Das Ergebnis dieser großen europäischen Kriege des frühen 19. Jahrhunderts war die Restauration der Fürsten-, Königs-, Kaiser- und Zarenherrschaft und die verschärfte Unterdrückung nationaler, liberaler und demokratischer Kräfte. Dagegen hatten sich 1832 die TeilnehmerInnen am Hambacher Fest aufgelehnt. Man sieht daran wie verlogen und geschichtsklitternd die Bezugnahme von Freieinig auf das Hambacher Fest von 1832 ist.

Und zählt Freieinig zur „deutsch-russischen Freundschaft“ auch den Hitler-Stalin-Pakt von 1939? In der Folge dieser „Freundschaft“ wurde Polen zwischen der Sowjetunion und Nazi-Deutschland aufgeteilt. Kein Segen für den Frieden in Europa!
Dass man sich mit verqueren Ansichten auf die Geschichte bezieht, aber zum aktuellen Krieg Russlands gegen die Ukraine auf einer „Friedensdemo“ am 19.10.2024 kein Wort verliert, ist bezeichnend.
Teilnahme an einer Gedenkfeier für eine Holocaustleugnerin
Am 7.12.2024 fand in Wiesloch eine Gedenkfeier für die im November verstorbene, mehrfach verurteilte und mit Gefängnis bestrafte Rechtsextremistin und Holocaustleugnerin Ursula Haverbeck statt. Sie behauptete u.a. der Volksverhetzungsparagraf im Strafgesetzbuch sei ein „Gesetz zum Schutz einer Lüge“ oder im Vernichtungslager Auschwitz habe es keine Massenvernichtung von Menschen gegeben (ARD 26.6.2024, weitere Äußerungen von Ursula Haverbeck im Urteil des Landgerichts Detmold vom 28.11.20217 Ns-21 Js 814/16-44/17).
Der Redner in Wiesloch hielt Haverbeck „für die mutigste deutsche Frau“, die er je kennen gelernt habe. Dieses Land brauche Leute wie Haverbeck. „Da wo du aufgehört hast, werden wir weitermachen.“ (https://www.youtube.com/watch?v=TpbPgtYdVEY, https://www.youtube.com/watch?v=54cTQZy8WfY)

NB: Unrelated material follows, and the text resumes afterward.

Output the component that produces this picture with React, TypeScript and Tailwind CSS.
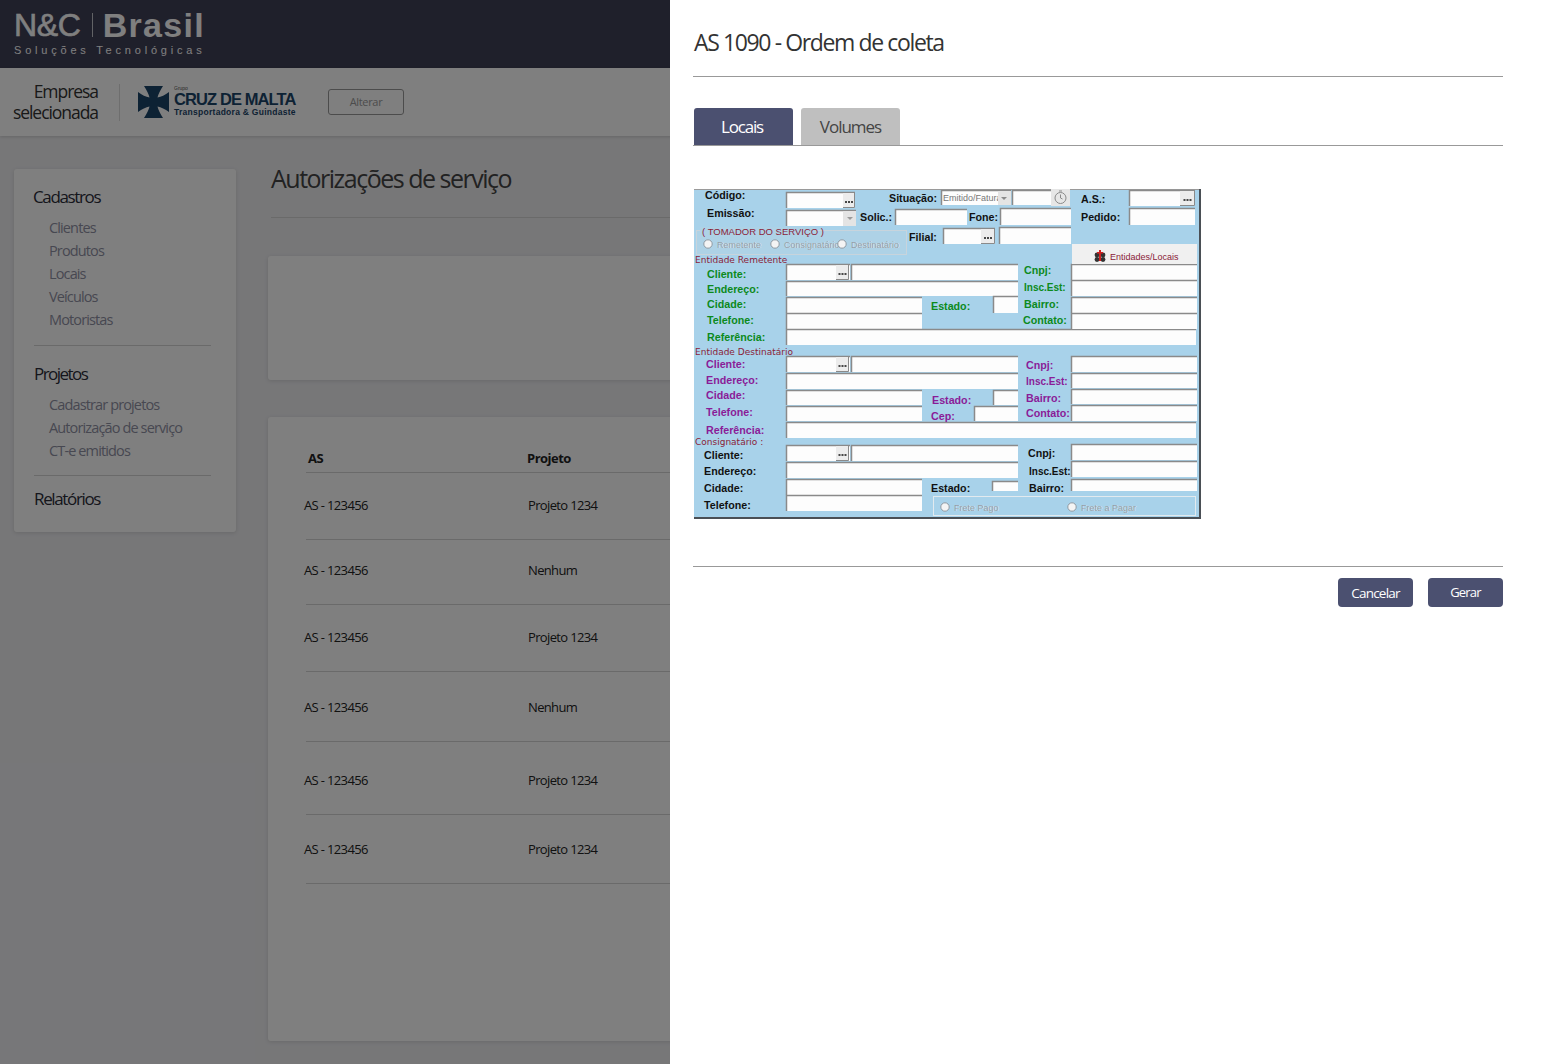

An dieser Gedenkfeier für eine Holocaustleugnerin nahmen Stephanie M. und Karl-Friedrich R., Sprecherin und Sprecher der Neustadter Gruppe „Freieinig“, teil. Wie hieß es in der Selbstbeschreibung von Freieinig: Wir lehnen jede Form extremistischer Rechtsradikalität ab. Kein Wort sollte man nach diesem Tabubruch Stephanie M., Karl-Friedrich R. und Co. glauben.
Kristian Buchna in einem Interview zu den rechtsoffenen Versammlungen am Hambacher Schloss von Freieinig und Co.
Buchna: Sie „stilisieren sich unter Berufung auf 1832 zu Verfolgten und Opfern einer ‚Diktatur‘, um ihren Protest als eine historisch legitimierte Widerstandshandlung aufzuwerten. Zugleich verbreiten sie Verschwörungstheorien, um die politische Ordnung sowie ihre Institutionen und Akteure zu delegitimieren.
DÜW-Journal: Welches Muster erkennen Sie bei jenen Versammlungen, die seit Juli vergangenen Jahres alle 14 Tage durch Hambach hinauf zum Schloss ziehen?
Buchna: … Die Mehrheit sieht sich … als Widerstandsbewegung, die sich – ich zitiere jeweils führende Köpfe – im ‚Krieg‘ gegen eine ‚Parteiendiktatur‘ befinde. In verschwörungstheoretischer Manier wird behauptet, dass die deutsche Bevölkerung von einem ‚mächtigen, global vernetzten Feind‘ mit einem ‚perfiden Plan‘ angegriffen werde; die Bundesregierung betreibe mittels Fernsehfrequenzen eine ‚psychoelektronische Kriegsführung‘ und ihre Maßnahmen zur Eindämmung der Coronapandemie werden als ‚Völkermord‘ bezeichnet.
DÜW-Journal: Lässt sich jene Gruppierung politisch verorten?
Buchna: Mit althergebrachten Etiketten kommt man nicht weit. Auffällig ist allerdings, dass es keinerlei Distanzierung von radikal antidemokratischen Personen, Positionen und Symbolen gibt.“
Interview mit Kristian Buchna (Stiftung Hambacher Schloss) in: DÜW Journal Ausgabe 1/2024 Februar/März, S. 19).